Freed Turkish journalist at European Parliament

ISTANBUL- Hürriyet Daily News

During his speech at the European Parliament, journalist Ahmet Şık sharply criticized Turkey’s anti-terrorism laws. DHA photo

Journalist Ahmet Şık sharply criticized Turkey’s anti-terrorism laws and the religious Fethullah Gülen community while addressing the Liberal Democrat Group in the European Parliament in Brussels yesterday, only 16 days after his release from prison.

“Many a journalist who assumed a critical stance toward the AKP [Justice and Development Party] and the Gülen community, the government’s invisible partner, [or] attempted to maintain a dissident outlook toward their policies either lost their job or had to keep quiet through auto-censure,” journalist Şık told his audience at the European Parliament.

Other journalists
Şık cited the names of Ruşen Çakır, Nuray Mert, Çiğdem Anad and Mehmet Altan as some of the journalists who were fired after slight criticisms, and went further to elaborate on the elusive nature of the Gülen community. “The Gülen community is a phantom. They are everywhere but nowhere. They are the cause of fear in society because they control the police,” he said.

An explanation is warranted as to why the Gülen community is so eager to organize within the police and the military, Şık said, adding that he had also been targeted by the community because he asked such questions. “This system has to distort everything, as it has been enslaved by its own lies. It distorts the past. It distorts the present. It distorts the future,” Şık said, paraphrasing a 1978 article by former activist and late Czech President Vaclav Havel.

The Gülen community is both avenging the past and trying to destroy its political opponents by organizing within the judiciary and the police, according to Şık. “The Anti-Terrorism Law [depicts] everyone who is a dissident or exhibits unfavorable behavior as a ‘terrorist,’ through a mentality that is based on protecting not the interests of citizens but of the state. The State Security Courts, which were allegedly abolished, have changed only in name.
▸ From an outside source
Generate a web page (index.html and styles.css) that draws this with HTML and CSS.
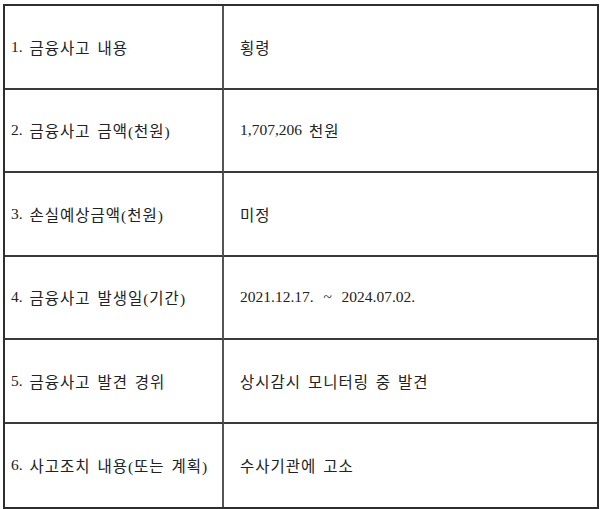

The legal but lawless order of the past still rules the day under the [guise] of specially authorized prosecutors and courts,” he said.

The ongoing Ergenekon probe and other related trials are also nothing but a farce intended to prosecute individuals and institutions targeted by the Gülen community, according to Şık. Şık also rebuffed claims that journalists jailed in Turkey are not under arrest for their professional activities, and said the prosecutors and judges who questioned them primarily asked about their journalistic activities and sources.